Pada ilmu tentang maya itu terkaitlah ilmu tentang
ke empat keadaan sukma. Ia membedakan keadaan tersebut sebagai berikut:
1. Jaga.
Yang paling hakiki didalam keadaan juga ialah mengalami susah dan takut.
2. Mimpi.
Ini suatu keadaan yang lebih tinggi karena didalam mimpi susah dan takut itu
menjadi sesuatu yang tidak sesungguhnya.
3. Tidur
Nyenyak. Ini merupakan suatu keadaan yang lebih tinggi lagi, karena didalam
tidur nyenyak orang malahan terbebas dari rasa susah dan takut yang tidak sesungguhnya itu.
4.
Ekstase atau Lupa diri. Ini tingkatan
yang tertinggi karena dalam ekstase manusia mengalami ketentraman tidur secara
sadar.
Karena
Sankara itu julukan Siva. Sebaliknya Ramanuja adalah seorang Brahmana, yang
menjadi pengikut agama Visnu.
Ramanuja
tidak mengakui suatu keadaan abadi yang abstrak, yang menciptakan dengan ilmu
sihir. Keabadian (sat) yang dinyatakan dengan kata benda Brahman dilukiskan
olehnya sebagai suatu Allah yang berpribadi, yang menghakimi dan memutuskan,
yang memberi daya kepada karman sukma-sukma, tetapi berkuasa juga member
pengampunan. Selain itu Ramanuja juga mengenal lagi suatu segi badani. Dunia
badani ini masih diperinci lagi menjadi dunia jasmani dan jiwa-jiwa yang kekal.
Dengan
demikian ada 3 golongan keabadian, yaitu:
1. Tuhan,
pertimbangan dan keputusannya tidak bergantung kepada hal-hal di luar Dia.
2. Dunia
jasmani
3. Jiwa-jiwa
yang kekal, disuatu pihak menjadi bagian-bagian Tuhan, tetapi dilain pihak
mengandung Tuhan sebagai saksi.[11]
1.2.2. Teologi
Brahmana Sankhya
Sankhya terjadi karena dua patah kata yakni “san”,
artinya bersama-sama atau dengan; dan “khya”, artinya bilangan. Jadi Sankhya
artinya pejumlahan. Didalam system ini dapat ditunjukkan pikiran-pikiran pokok
sebagai berikut:
a. Perlawanan
Kosmis adalah perlawanan antara roh (purusa) dan materi (prakrti). System
sankhya mengajarkan bahwa prakrti itu satu dan abadi, purusa tiada terhingga
banyaknya tetapi abadi juga. Selanjutnya diajarkan oleh system ini, bahwa dunia
bisa diamati oleh panca indra itu sesungguhnya ada. Oleh karena itu penganut
ajaran Sankhya menamakan system itu suatu pandangan (vada) yang menganggap
bahwa kerja atau peristiwa (karya) itu kenyataan (sat).
b. Hubungan
antara prakrti dan purusa diterangkan sebagai suatu perkawinan. Bila pada
system sankhya nisbah antara purusa dan prakrti dilukiskan sebagai suatu
perkawinan maka artinya demikian: antara purusa dan prakrti terdapat suatu daya
tarik yang mendekatkan keduanya eros atau cinta.
c. Dalam
system sankhya purusa itu sesuatu yang sangat halus dan tidak dapat diberi
definisinya. Segala gejala psikis, segala yang ada pada diri kita termasuk
benda pengamatan ilmu jiwa oleh sankhya dipandang tergolong dalam prakrti.
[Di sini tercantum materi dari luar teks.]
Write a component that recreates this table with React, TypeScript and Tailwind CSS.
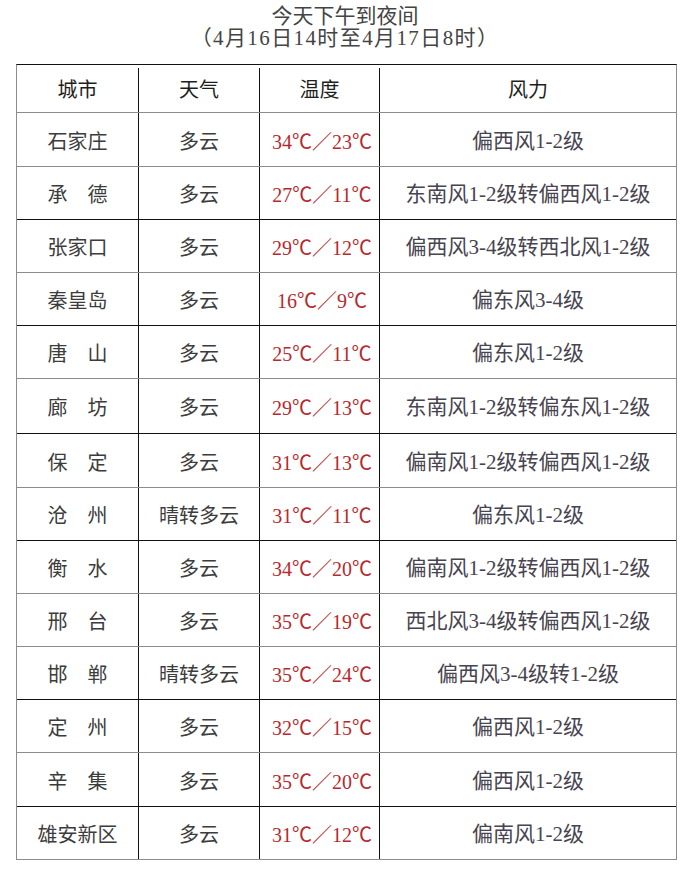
const rows = [
  { city: "石家庄", weather: "多云", temp: "34℃／23℃", wind: "偏西风1-2级", h: "h-[54px]", line: "border-b-[#8c8c8c]" },
  { city: "承　德", weather: "多云", temp: "27℃／11℃", wind: "东南风1-2级转偏西风1-2级", h: "h-[53px]", line: "border-b-[#111]" },
  { city: "张家口", weather: "多云", temp: "29℃／12℃", wind: "偏西风3-4级转西北风1-2级", h: "h-[53px]", line: "border-b-[#8c8c8c]" },
  { city: "秦皇岛", weather: "多云", temp: "16℃／9℃", wind: "偏东风3-4级", h: "h-[53px]", line: "border-b-[#111]" },
  { city: "唐　山", weather: "多云", temp: "25℃／11℃", wind: "偏东风1-2级", h: "h-[53px]", line: "border-b-[#8c8c8c]" },
  { city: "廊　坊", weather: "多云", temp: "29℃／13℃", wind: "东南风1-2级转偏东风1-2级", h: "h-[55px]", line: "border-b-[#111]" },
  { city: "保　定", weather: "多云", temp: "31℃／13℃", wind: "偏南风1-2级转偏西风1-2级", h: "h-[54px]", line: "border-b-[#8c8c8c]" },
  { city: "沧　州", weather: "晴转多云", temp: "31℃／11℃", wind: "偏东风1-2级", h: "h-[53px]", line: "border-b-[#111]" },
  { city: "衡　水", weather: "多云", temp: "34℃／20℃", wind: "偏南风1-2级转偏西风1-2级", h: "h-[53px]", line: "border-b-[#8c8c8c]" },
  { city: "邢　台", weather: "多云", temp: "35℃／19℃", wind: "西北风3-4级转偏西风1-2级", h: "h-[53px]", line: "border-b-[#8c8c8c]" },
  { city: "邯　郸", weather: "晴转多云", temp: "35℃／24℃", wind: "偏西风3-4级转1-2级", h: "h-[53px]", line: "border-b-[#111]" },
  { city: "定　州", weather: "多云", temp: "32℃／15℃", wind: "偏西风1-2级", h: "h-[53px]", line: "border-b-[#8c8c8c]" },
  { city: "辛　集", weather: "多云", temp: "35℃／20℃", wind: "偏西风1-2级", h: "h-[54px]", line: "border-b-[#111]" },
  { city: "雄安新区", weather: "多云", temp: "31℃／12℃", wind: "偏南风1-2级", h: "h-[53px]", line: "border-b-[#8c8c8c]" },
];

const font = "font-['Liberation_Serif','Noto_Sans_CJK_SC',serif]";

export default function App() {
  return (
    <div className={`w-[690px] h-[892px] bg-white ${font} text-[#3c3c3c]`}>
      <div className="pt-[5px] text-center text-[21px] leading-[22px] text-[#444]">
        <div>今天下午到夜间</div>
        <div className="tracking-[1.4px]">（4月16日14时至4月17日8时）</div>
      </div>

      <div className="mt-[15px] ml-[16px] w-[661px] border-t border-t-[#111] border-x border-x-[#8c8c8c]">
        <div className="flex h-[48px] border-b border-b-[#8c8c8c] pt-[3px] text-[20px] text-[#1e1e1e]">
          <div className="w-[121px] flex items-center justify-center">城市</div>
          <div className="w-[121px] flex items-center justify-center border-l border-l-[#111]">天气</div>
          <div className="w-[120px] flex items-center justify-center border-l border-l-[#111]">温度</div>
          <div className="flex-1 flex items-center justify-center border-l border-l-[#111]">风力</div>
        </div>

        {rows.map((r) => (
          <div key={r.city} className={`flex ${r.h} border-b ${r.line} text-[20px]`}>
            <div className="w-[121px] flex items-center justify-center pt-[4px]">{r.city}</div>
            <div className="w-[121px] flex items-center justify-center border-l border-l-[#111] pt-[4px]">{r.weather}</div>
            <div className="w-[120px] flex items-center justify-center border-l border-l-[#111] pt-[4px] pl-[5px] text-[#b52a2e]">{r.temp}</div>
            <div className="flex-1 flex items-center justify-center border-l border-l-[#111] pt-[4px] text-[21px] text-[#474450]">{r.wind}</div>
          </div>
        ))}
      </div>
    </div>
  );
}
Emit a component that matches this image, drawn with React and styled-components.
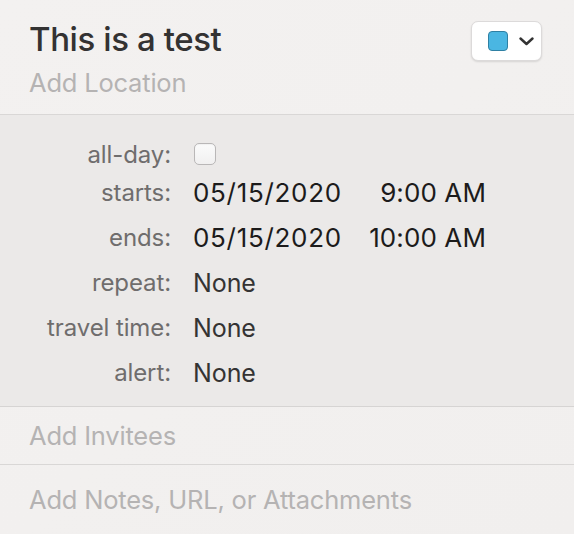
import React from "react";
import styled, { createGlobalStyle } from "styled-components";

const GlobalStyle = createGlobalStyle`
  html, body {
    margin: 0;
    padding: 0;
    background: #f2f0ef;
  }
  body {
    font-family: "Inter", "Roboto", "Liberation Sans", sans-serif;
    -webkit-font-smoothing: antialiased;
  }
`;

const rows = [
  { label: "repeat:", value: "None" },
  { label: "travel time:", value: "None" },
  { label: "alert:", value: "None" },
];

const App = () => {
  return (
    <Popover>
      <GlobalStyle />
      <Header>
        <TitleRow>
          <Title>This is a test</Title>
          <ColorButton type="button">
            <Swatch />
            <svg width="15" height="9" viewBox="0 0 15 9" fill="none">
              <path
                d="M1.5 1.5 L7.5 7 L13.5 1.5"
                stroke="#333"
                strokeWidth="2.4"
                strokeLinecap="round"
                strokeLinejoin="round"
              />
            </svg>
          </ColorButton>
        </TitleRow>
        <Placeholder>Add Location</Placeholder>
      </Header>

      <Details>
        <Label $short>all-day:</Label>
        <Value $short>
          <Checkbox />
        </Value>

        <Label>starts:</Label>
        <Value $strong>
          <DateTime>
            <DatePart>05/15/2020</DatePart>
            <TimePart>9:00 AM</TimePart>
          </DateTime>
        </Value>

        <Label>ends:</Label>
        <Value $strong>
          <DateTime>
            <DatePart>05/15/2020</DatePart>
            <TimePart>10:00 AM</TimePart>
          </DateTime>
        </Value>

        {rows.map((r) => (
          <React.Fragment key={r.label}>
            <Label>{r.label}</Label>
            <Value>{r.value}</Value>
          </React.Fragment>
        ))}
      </Details>

      <Field $height={58}>
        <Placeholder>Add Invitees</Placeholder>
      </Field>
      <Field $height={69} $last>
        <Placeholder>Add Notes, URL, or Attachments</Placeholder>
      </Field>
    </Popover>
  );
};

const Popover = styled.div`
  width: 574px;
  height: 534px;
  overflow: hidden;
  background: linear-gradient(135deg, #f3f1f0 0%, #f1efee 100%);
  display: flex;
  flex-direction: column;
`;

const Header = styled.div`
  height: 115px;
  flex-shrink: 0;
  box-sizing: border-box;
  padding: 21px 32px 0 29px;
  border-bottom: 1px solid #d9d7d6;
`;

const TitleRow = styled.div`
  display: flex;
  justify-content: space-between;
  align-items: flex-start;
  height: 47px;
`;

const Title = styled.h1`
  margin: 0;
  font-size: 33px;
  line-height: 36px;
  font-weight: 500;
  color: #333232;
  letter-spacing: -0.4px;
`;

const ColorButton = styled.button`
  width: 71px;
  height: 40px;
  box-sizing: border-box;
  border: 1px solid #dcdada;
  border-radius: 7px;
  background: #ffffff;
  box-shadow: 0 1px 2px rgba(0, 0, 0, 0.12);
  display: flex;
  align-items: center;
  gap: 11px;
  padding: 0 0 0 16px;
`;

const Swatch = styled.span`
  width: 20px;
  height: 20px;
  box-sizing: border-box;
  border-radius: 4px;
  background: #4ab6e2;
  border: 1.5px solid #2f80a3;
`;

const Placeholder = styled.div`
  font-size: 25.5px;
  line-height: 30px;
  color: #b5b3b3;
  letter-spacing: -0.2px;
`;

const Details = styled.div`
  flex-shrink: 0;
  background: #ebe9e8;
  border-bottom: 1px solid #d6d4d3;
  padding: 23px 0 11px;
  display: grid;
  grid-template-columns: 171px 1fr;
  column-gap: 22px;
`;

const Label = styled.div`
  height: ${(p) => (p.$short ? 32 : 45)}px;
  display: flex;
  align-items: center;
  justify-content: flex-end;
  font-size: 24px;
  color: #6f6d6d;
  letter-spacing: -0.1px;
`;

const Value = styled.div`
  height: ${(p) => (p.$short ? 32 : 45)}px;
  display: flex;
  align-items: center;
  font-size: ${(p) => (p.$strong ? 26 : 25)}px;
  color: ${(p) => (p.$strong ? "#1c1b1b" : "#343333")};
  letter-spacing: -0.1px;
`;

const DateTime = styled.div`
  width: 293px;
  display: flex;
  justify-content: space-between;
`;

const DatePart = styled.span`
  letter-spacing: 0.7px;
`;

const TimePart = styled.span`
  letter-spacing: 0.1px;
`;

const Checkbox = styled.span`
  width: 22px;
  height: 22px;
  box-sizing: border-box;
  margin-left: 1px;
  border-radius: 5px;
  border: 1px solid #b9b7b7;
  background: linear-gradient(#fbfbfb, #f1f0f0);
  box-shadow: inset 0 1px 1px rgba(0, 0, 0, 0.04);
`;

const Field = styled.div`
  height: ${(p) => p.$height}px;
  box-sizing: border-box;
  padding: 0 29px;
  display: flex;
  align-items: center;
  border-bottom: ${(p) => (p.$last ? "none" : "1px solid #d9d7d6")};
  flex-shrink: 0;
`;

export default App;
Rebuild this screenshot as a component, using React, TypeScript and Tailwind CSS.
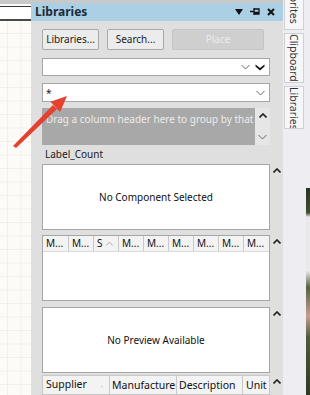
import React from "react";

const font = "font-['Noto_Sans',Arial,sans-serif]";

function Caret({ up = true }: { up?: boolean }) {
  return (
    <svg width="8" height="5" viewBox="0 0 8 5" className="block">
      <polyline
        points={up ? "0.5,4.5 4,1 7.5,4.5" : "0.5,0.5 4,4 7.5,0.5"}
        fill="none"
        stroke="#222"
        strokeWidth="1.6"
      />
    </svg>
  );
}

function Chevron() {
  return (
    <svg width="9" height="6" viewBox="0 0 9 6" className="block">
      <polyline points="0.5,1 4.5,5 8.5,1" fill="none" stroke="#6a6a6a" strokeWidth="1" />
    </svg>
  );
}

function GridCanvas() {
  return (
    <div className="flex h-full w-[31px] shrink-0 flex-col bg-[#fdfbf8]">
      <div className="h-[4px] bg-[#c9c9c9]" />
      <div className="h-[2px]" />
      <div className="h-px bg-[#3a3a3a]" />
      <div className="h-[12px] bg-white" />
      <div className="h-[2px] bg-[#4a4a4a]" />
      <svg width="31" height="380" className="block">
        <defs>
          <pattern id="g" width="13.5" height="13.5" patternUnits="userSpaceOnUse" x="7" y="12">
            <path d="M0 0H13.5M0 0V13.5" stroke="#ece4da" strokeWidth="1" fill="none" />
          </pattern>
        </defs>
        <rect width="31" height="380" fill="url(#g)" />
      </svg>
    </div>
  );
}

function Btn({ label, w, disabled }: { label: string; w: string; disabled?: boolean }) {
  return (
    <div
      className={`flex h-[21px] items-center justify-center rounded-[2px] border text-[10px] ${w} ${
        disabled
          ? "border-[#c4c4c4] bg-[#cfcfcf] text-[#ececec]"
          : "border-[#a9a9a9] bg-[#ececec] text-[#1a1a1a]"
      }`}
    >
      {label}
    </div>
  );
}

function Row({ children, caret, className = "" }: { children: React.ReactNode; caret?: boolean; className?: string }) {
  return (
    <div className={`flex ${className}`}>
      <div className="w-[228px] shrink-0">{children}</div>
      <div className="flex w-[13px] justify-center pt-[4px]">{caret && <Caret />}</div>
    </div>
  );
}

const midCols = ["M...", "M...", "S", "M...", "M...", "M...", "M...", "M...", "M..."];

function LibrariesPanel() {
  return (
    <div className="flex h-full w-[252px] shrink-0 flex-col bg-[#dfdfdf]">
      <div className="h-[3px] bg-[#c9c9c9]" />
      <div className="flex h-[21px] items-center bg-[#abcfe5] pl-[4px] pr-[8px]">
        <span className="text-[12px] font-bold text-[#1d2b3a]">Libraries</span>
        <div className="ml-auto flex items-center gap-[7px]">
          <svg width="8" height="6" viewBox="0 0 8 6">
            <polygon points="0,0 8,0 4,6" fill="#111" />
          </svg>
          <svg width="10" height="9" viewBox="0 0 10 9">
            <path d="M0 4.5H4M4 1V8M4 2H9V7H4M4 5.5H9" stroke="#111" strokeWidth="1.3" fill="none" />
          </svg>
          <svg width="8" height="8" viewBox="0 0 8 8">
            <path d="M1 1L7 7M7 1L1 7" stroke="#111" strokeWidth="2" />
          </svg>
        </div>
      </div>

      <div className="flex flex-col pl-[11px] pt-[8px]">
        <Row>
          <div className="flex gap-[8px]">
            <Btn label="Libraries..." w="w-[57px]" />
            <Btn label="Search..." w="w-[57px]" />
            <Btn label="Place" w="w-[92px]" disabled />
          </div>
        </Row>

        <Row className="mt-[8px]">
          <div className="flex h-[18px] items-center justify-end gap-[5px] border border-[#a6a6a6] bg-white pr-[4px]">
            <Chevron />
            <svg width="10" height="7" viewBox="0 0 10 7">
              <path d="M0.5 0.5L5 4L9.5 0.5V2.5L5 6.5L0.5 2.5Z" fill="#111" />
            </svg>
          </div>
        </Row>

        <Row className="mt-[7px]">
          <div className="flex h-[19px] items-center border border-[#a6a6a6] bg-white pl-[3px] pr-[4px]">
            <span className="text-[10px] leading-none text-[#222]">*</span>
            <div className="ml-auto">
              <Chevron />
            </div>
          </div>
        </Row>

        <Row className="mt-[6px]">
          <div className="flex h-[37px] bg-[#a8a8a8]">
            <div className="flex-1 overflow-hidden whitespace-nowrap pl-[4px] pt-[4px] text-[10px] text-[#ececec]">
              Drag a column header here to group by that
            </div>
            <div className="flex w-[15px] flex-col items-center justify-between bg-[#e6e6e6] py-[5px]">
              <Caret />
              <Chevron />
            </div>
          </div>
        </Row>

        <Row>
          <div className="flex h-[19px] items-center pl-[3px] text-[10px] text-[#1a1a1a]">Label_Count</div>
        </Row>

        <Row caret>
          <div className="flex h-[66px] items-center justify-center border border-[#a6a6a6] bg-white text-[10px] text-[#111]">
            No Component Selected
          </div>
        </Row>

        <Row caret className="mt-[5px]">
          <div className="flex h-[66px] flex-col border border-[#a6a6a6] bg-white">
            <div className="flex h-[16px] border-b border-[#dadada] bg-[#f3f3f3]">
              {midCols.map((c, i) => (
                <div
                  key={i}
                  className={`flex w-[25px] shrink-0 items-center pl-[3px] text-[10px] text-[#111] ${
                    i > 0 ? "border-l border-[#c8c8c8]" : ""
                  }`}
                >
                  {c}
                  {c === "S" && (
                    <svg width="7" height="5" viewBox="0 0 7 5" className="ml-[3px]">
                      <polyline points="0.5,4.5 3.5,1 6.5,4.5" fill="none" stroke="#b0b0b0" strokeWidth="1" />
                    </svg>
                  )}
                </div>
              ))}
            </div>
          </div>
        </Row>

        <Row caret className="mt-[6px]">
          <div className="flex h-[66px] items-center justify-center border border-[#a6a6a6] bg-white text-[10px] text-[#111]">
            No Preview Available
          </div>
        </Row>

        <Row caret className="mt-[2px]">
          <div className="flex h-[20px] border border-[#c8c8c8] bg-[#f3f3f3] text-[10.5px] text-[#111]">
            <div className="flex w-[66px] items-center pl-[3px]">
              Supplier
              <span className="ml-auto pr-[6px] text-[7px] text-[#999]">.</span>
            </div>
            <div className="w-[67px] overflow-hidden whitespace-nowrap border-l border-[#c8c8c8] pl-[2px] pt-[2px]">
              Manufacturer
            </div>
            <div className="w-[66px] border-l border-[#c8c8c8] pl-[2px] pt-[2px]">Description</div>
            <div className="flex-1 border-l border-[#c8c8c8] pl-[3px] pt-[2px]">Unit</div>
          </div>
        </Row>
      </div>
    </div>
  );
}

function Tab({ label, h, className = "" }: { label: string; h: string; className?: string }) {
  return (
    <div
      className={`w-[20px] shrink-0 overflow-hidden border border-[#cfcfd4] bg-[#f7f7f9] text-center text-[10.5px] leading-[18px] whitespace-nowrap text-[#333] [writing-mode:vertical-rl] ${h} ${className}`}
    >
      {label}
    </div>
  );
}

function SideTabs() {
  return (
    <div className="flex h-full flex-1 overflow-hidden bg-[#eeeef2]">
      <div className="flex w-[22px] shrink-0 flex-col gap-[3px] pl-[1px]">
        <Tab label="Favorites" h="h-[58px]" className="-mt-[28px]" />
        <Tab label="Clipboard" h="h-[50px]" />
        <Tab label="Libraries" h="h-[43px]" />
      </div>
      <div className="ml-auto mt-[188px] w-[4px] bg-[linear-gradient(to_bottom,#27331f,#3f5030_12%,#e9e9ec_14%,#e9e9ec_40%,#55633f_48%,#c79d92_62%,#4d5c38_72%,#2e3a22)]" />
    </div>
  );
}

export default function App() {
  return (
    <div className={`relative flex h-[395px] w-[310px] overflow-hidden bg-white ${font}`}>
      <GridCanvas />
      <LibrariesPanel />
      <SideTabs />
      <svg width="80" height="160" viewBox="0 0 80 160" className="pointer-events-none absolute left-0 top-0">
        <polygon points="13,146 16,148 57,109 53,105" fill="#e4412f" />
        <polygon points="67,96 50.5,101.8 60.1,112" fill="#e4412f" />
      </svg>
    </div>
  );
}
Purusa hanya penonton (sakhsin) saja pada peristiwa-peristiwa dalam. Prakrti
adalah substansi yang universal yang tidak diberi bentuk ialah alam dalam arti
yang seluas-luasnya. Didalam prakrti terdapat tiga bagian yang membentuk
semesta yang disebut guna, yakni:
1. Sattva,
adalah “adanya yang ada”. Sattva itu juga sesuatu memberi kepuasan, yang memberi
ketentraman, yang menenangkan hati manusia.
2. Rayas,
adalah nafsu yang berkobar yang tidak dapat dikekang, ialah sesuatu yang
menimbulkan rasa tidak senang dan tentram.
3. Tamas,
adalah kegelapan, yang berat, yang tidak bernafsu (yang indolen) yang muram,
merasa sedih, hancur dan dukacita.
Ketiga guna ini menentukan segala peristiwa didunia
dan didalam hidup manusia. Guna-guna itu tidak dapat diberi definisinya tetapi
dapat dirasakan apa yang ditimbulkannya.
d. Hubungan
(samyoga) antara prakrti dan purusa. Purusa dan prakrti itu saling dekat
mendekati mulailah prakrti itu mencipta: dari keadaan yang tidak berbentuk dan
dari kemungkinan yang alami beralihlah prakrti itu menjadi sesuatu yang
berbentuk (rupa). Dalam saling mendekati dari prakrti dan purusa berkembanglah
kabut menyelimuti purusa yang makin bertambah tebal.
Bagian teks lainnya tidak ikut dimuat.